The gay man slipped into silence. At the next stop, the upset old man either got off the train or moved to another car. A moment passed before the remaining three started crafting the interaction into the mythology of their lives. “Well, I don’t know what his problem is with breasts. I bet he loved it!” “I was about to give him a lap dance. I should have! I should have!” “Well you know where all that anger comes from. He’s gay! Only closeted gays can hate gays that much.” And so it went until they got off a stop later. All I could think about was that here was one vote for gay marriage we will now never get back. Possibly the man was a lost cause, but I tend to think all the soft-spoken people of the world are quietly considering all truths. When they are forced to raise their voices, they are forced to make up their minds before they are ready.

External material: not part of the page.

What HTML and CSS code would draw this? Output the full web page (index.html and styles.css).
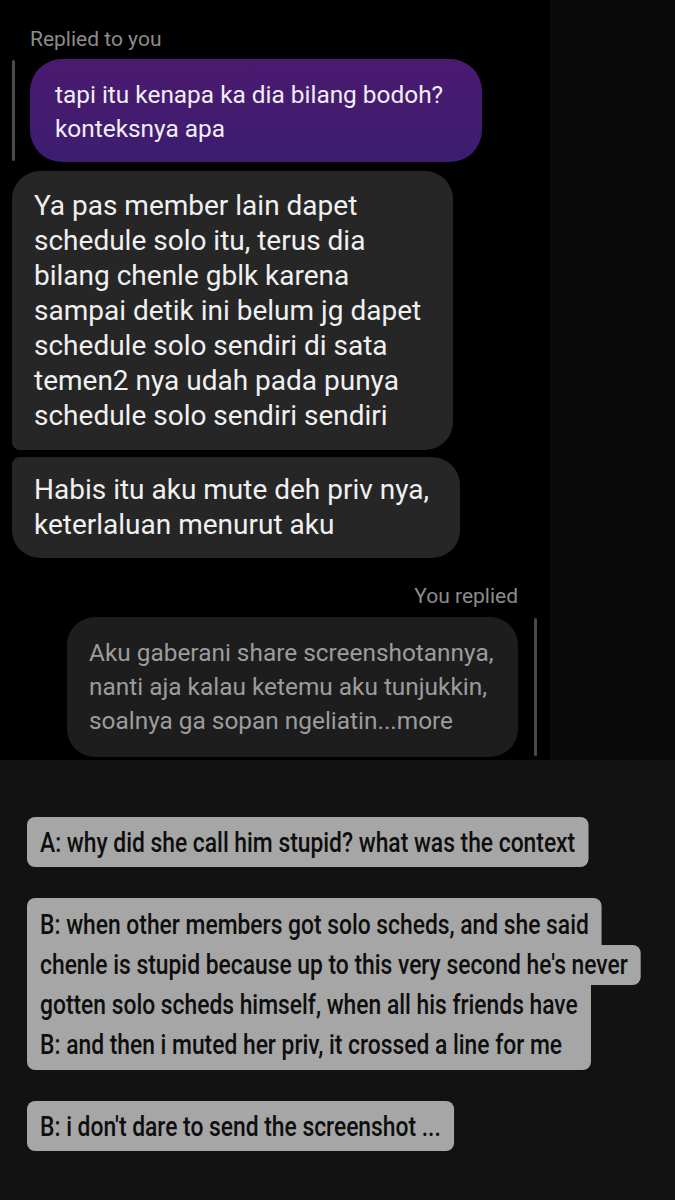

Most playwrights can write a timely play; few can write a timeless one. We read many scripts that rip from the headlines with the same gusto as Law and Order: SVU (Rachel and I just watched the one about the corrupt judge who gets a kickback for sending undeserving juvies to a specific facility . . . wah wah wahhnnnn), but the artistry of playwriting doesn’t come into play until the writer can take these events from the BART and write a piece that connects them (silently or more transparently) to the oppression of American slavery, the bigotry of old Europe, the tragedy of the ancient Greeks, as well as any number of currently inconceivable troubles the world will face in the years to come. I do not believe in the universal: I think it is a ridiculously and narcissitically human-centric concept to think that the sentient beings on Planet HD189733b comprehend, much less care about, Katherina’s love for Petruchio or Willy Lowman’s fall or Oedipus’s pain. But I do believe in the less glamorous concept of connectivity. History repeats itself. Styles and concepts are on a spinning record, circling in and out of favor. String theory claims little threads vibrate at certain levels  just like the Ancients spoke of the song of the celestial spheres.

The man’s discomfort on the BART was nothing new. Nor was the three’s ineffective reaction to it. Nobody progressed. Each party has its story. Each story bolsters what they already accept about people. The old man has firsthand experience of homosexuals being lewd and obnoxious. The three younger riders can tell their friends of the anger the man–who either really liked tits on the one hand or is in the closet on the other (whichever element makes the story pop more)–assaulted them with, on PRIDE of all days! The passion each party brings to their cause will cancel out the other.

One of the roles of art has to be that of the moderator. Shut people up in a theater with a play that makes them hear one another. Otherwise they end up screaming at each other in a confining metal tube, hurtling along at 90 miles an hour, to the displeasure of everyone else on board who just want to get home in peace.